### Task brief
Repeat the material below word for word and leave out all pictures.
• • •
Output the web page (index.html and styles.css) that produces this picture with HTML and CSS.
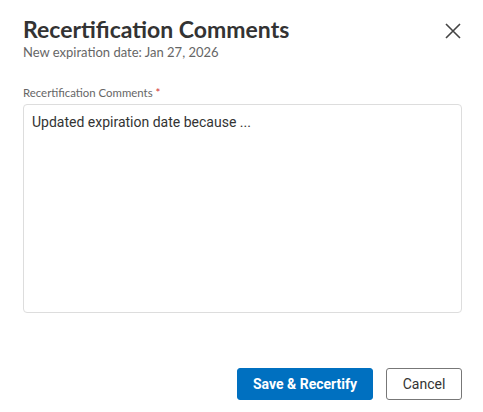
FILE: index.html
```html
<!DOCTYPE html>
<html lang="en">
<head>
<meta charset="utf-8">
<title>Recertification Comments</title>
<link rel="stylesheet" href="styles.css">
</head>
<body>
<div class="dialog">
  <header class="dialog-header">
    <div class="titles">
      <h1 class="title">Recertification Comments</h1>
      <p class="subtitle">New expiration date: Jan 27, 2026</p>
    </div>
    <button class="close" aria-label="Close">
      <svg width="16" height="16" viewBox="0 0 16 16"><path d="M1 1L15 15M15 1L1 15" stroke="#444" stroke-width="1.6" fill="none"/></svg>
    </button>
  </header>
  <div class="field">
    <label class="label">Recertification Comments <span class="req">*</span></label>
    <div class="textarea">Updated expiration date because ...</div>
  </div>
  <footer class="actions">
    <button class="btn primary">Save &amp; Recertify</button>
    <button class="btn secondary">Cancel</button>
  </footer>
</div>
</body>
</html>
```
FILE: styles.css
```css
html, body { margin: 0; padding: 0; background: #fff; }
body { font-family: "Lato", "Open Sans", sans-serif; color: #333; }
.dialog { padding: 14px 21px 0 23px; width: 439px; }
.dialog-header { display: flex; justify-content: space-between; align-items: flex-start; }
.title { margin: 0; font-size: 23px; font-weight: 700; line-height: 30px; color: #333; }
.subtitle { margin: 0; font-size: 13px; line-height: 16px; color: #666; }
.close { background: none; border: 0; padding: 0; margin: 2px -6px 0 0; width: 30px; height: 30px; display: flex; align-items: center; justify-content: center; }
.field { margin-top: 26px; }
.label { display: block; font-size: 11.4px; line-height: 14px; color: #666; margin-bottom: 4px; }
.req { color: #d32f2f; }
.textarea { box-sizing: border-box; height: 209px; border: 1px solid #ddd; border-radius: 4px; padding: 9px 8px; font-family: "Roboto", sans-serif; font-size: 14px; line-height: 16px; color: #333; }
.actions { display: flex; justify-content: flex-end; gap: 13px; margin-top: 55px; }
.btn { height: 32px; border-radius: 3px; font-family: "Roboto", sans-serif; font-size: 14px; padding: 0; white-space: nowrap; cursor: pointer; }
.primary { background: #0070c0; color: #fff; border: 1px solid #0070c0; font-weight: 700; width: 136px; }
.secondary { background: #fff; color: #333; border: 1px solid #777; width: 76px; }
```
• • •
### Output
Output the web page (index.html and styles.css) that produces this picture with HTML and CSS.
FILE: index.html
```html
<!DOCTYPE html>
<html lang="en">
<head>
<meta charset="utf-8">
<title>Recertification Comments</title>
<link rel="stylesheet" href="styles.css">
</head>
<body>
<div class="dialog">
  <header class="dialog-header">
    <div class="titles">
      <h1 class="title">Recertification Comments</h1>
      <p class="subtitle">New expiration date: Jan 27, 2026</p>
    </div>
    <button class="close" aria-label="Close">
      <svg width="16" height="16" viewBox="0 0 16 16"><path d="M1 1L15 15M15 1L1 15" stroke="#444" stroke-width="1.6" fill="none"/></svg>
    </button>
  </header>
  <div class="field">
    <label class="label">Recertification Comments <span class="req">*</span></label>
    <div class="textarea">Updated expiration date because ...</div>
  </div>
  <footer class="actions">
    <button class="btn primary">Save &amp; Recertify</button>
    <button class="btn secondary">Cancel</button>
  </footer>
</div>
</body>
</html>
```
FILE: styles.css
```css
html, body { margin: 0; padding: 0; background: #fff; }
body { font-family: "Lato", "Open Sans", sans-serif; color: #333; }
.dialog { padding: 14px 21px 0 23px; width: 439px; }
.dialog-header { display: flex; justify-content: space-between; align-items: flex-start; }
.title { margin: 0; font-size: 23px; font-weight: 700; line-height: 30px; color: #333; }
.subtitle { margin: 0; font-size: 13px; line-height: 16px; color: #666; }
.close { background: none; border: 0; padding: 0; margin: 2px -6px 0 0; width: 30px; height: 30px; display: flex; align-items: center; justify-content: center; }
.field { margin-top: 26px; }
.label { display: block; font-size: 11.4px; line-height: 14px; color: #666; margin-bottom: 4px; }
.req { color: #d32f2f; }
.textarea { box-sizing: border-box; height: 209px; border: 1px solid #ddd; border-radius: 4px; padding: 9px 8px; font-family: "Roboto", sans-serif; font-size: 14px; line-height: 16px; color: #333; }
.actions { display: flex; justify-content: flex-end; gap: 13px; margin-top: 55px; }
.btn { height: 32px; border-radius: 3px; font-family: "Roboto", sans-serif; font-size: 14px; padding: 0; white-space: nowrap; cursor: pointer; }
.primary { background: #0070c0; color: #fff; border: 1px solid #0070c0; font-weight: 700; width: 136px; }
.secondary { background: #fff; color: #333; border: 1px solid #777; width: 76px; }
```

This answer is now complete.